Ce n’est pas la première fois que la CourEDH se penche sur l’interception massive de communications. Cet arrêt constitue pour l’essentiel la confirmation de jurisprudences préalables (cf. affaire Weber et Saravia c. Allemagne, requête no. 54934/00, 29.06.2006 ; et affaire Liberty et autres c. Royaume-Uni, requête no. 58243/00, 01.07.2008). Les recourants faisaient valoir qu’au regard de l’évolution technologique et des modes de communication, l’interception massive représentait une ingérence beaucoup plus grave aujourd’hui que lors du développement de ces exigences jurisprudentielles, il y a plus de dix ans. Précisons que dans le seul autre arrêt récent de la CourEDH en la matière (Affaire Centrum för Rättvisa c. Suède,  19 juin 2018, requête no. 35252/08, non définitif), l’interception faisait l’objet d’un contrôle judiciaire préalable. La CourEDH n’a toutefois pas suivi les recourants et a en particulier confirmé que le contrôle ex ante par une autorité indépendante n’était pas strictement nécessaire.

Les juges de Strasbourg ne sont pas unanimes sur ce point. Dans leur partly concurring, partly dissenting opinion, les juges Koskelo et Turkovic se prononcent en faveur de l’exigence systématique d’un contrôle indépendant ex ante de l’interception massive.

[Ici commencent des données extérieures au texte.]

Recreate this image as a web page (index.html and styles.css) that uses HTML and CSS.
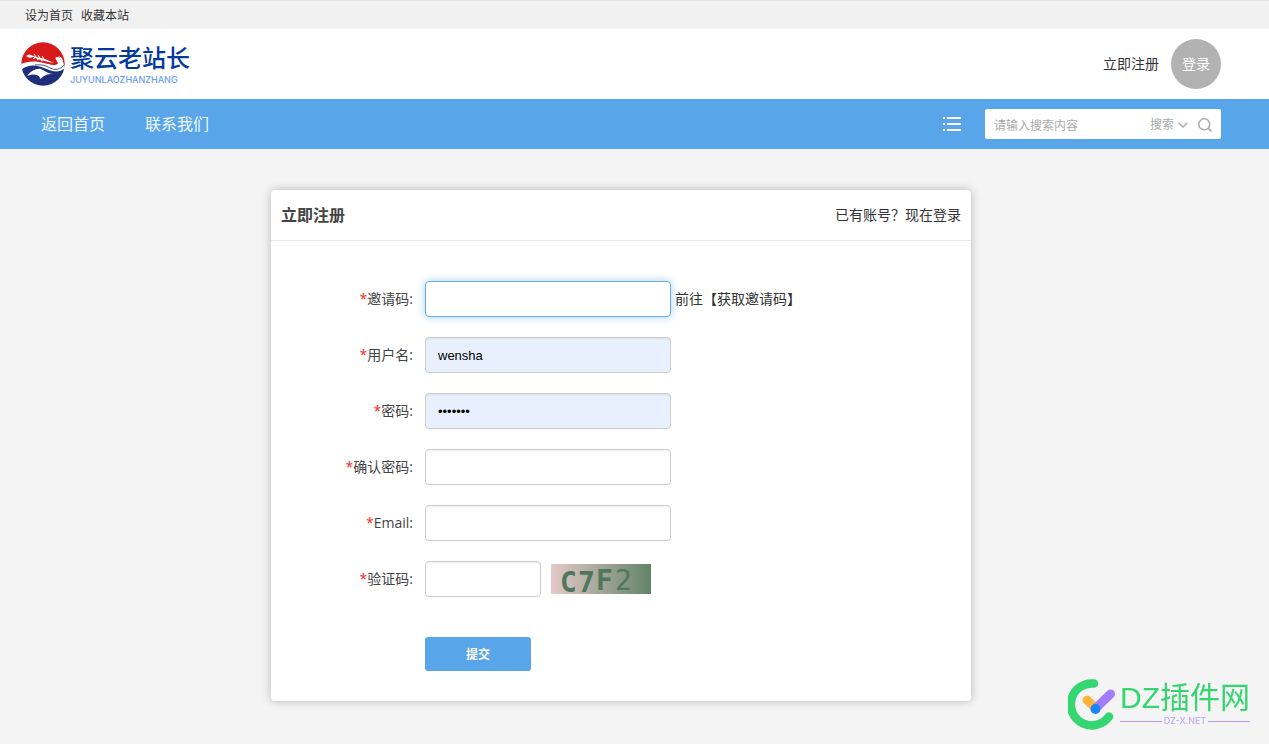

A priori, les exigences de la CJUE au regard de la Charte des droits fondamentaux de l’UE apparaissent plus strictes sur ce point. Selon les standards développés par la CJUE (CJUE, Digital Rights Ireland, C‑293/12 et C‑594/12, 08.04.2014 ; et Tele2 Sverige AB, C‑203/15 et C‑698/15, 17.07.2015) pour l’obtention de données de communications auprès de fournisseurs de télécoms, l’accès aux données par les autorités doit être soumis à l’autorisation préalable d’une instance judiciaire ou administrative indépendante. Cela étant, la CJUE n’a pas encore tranché si un tel contrôle indépendant ex ante est indispensable également pour accéder aux données obtenues par l’interception massive. Cette question fait l’objet d’une question préjudicielle de l’IPT actuellement pendante devant la CJUE (Cas C-623/17, question préjudicielle du 31 octobre 2017).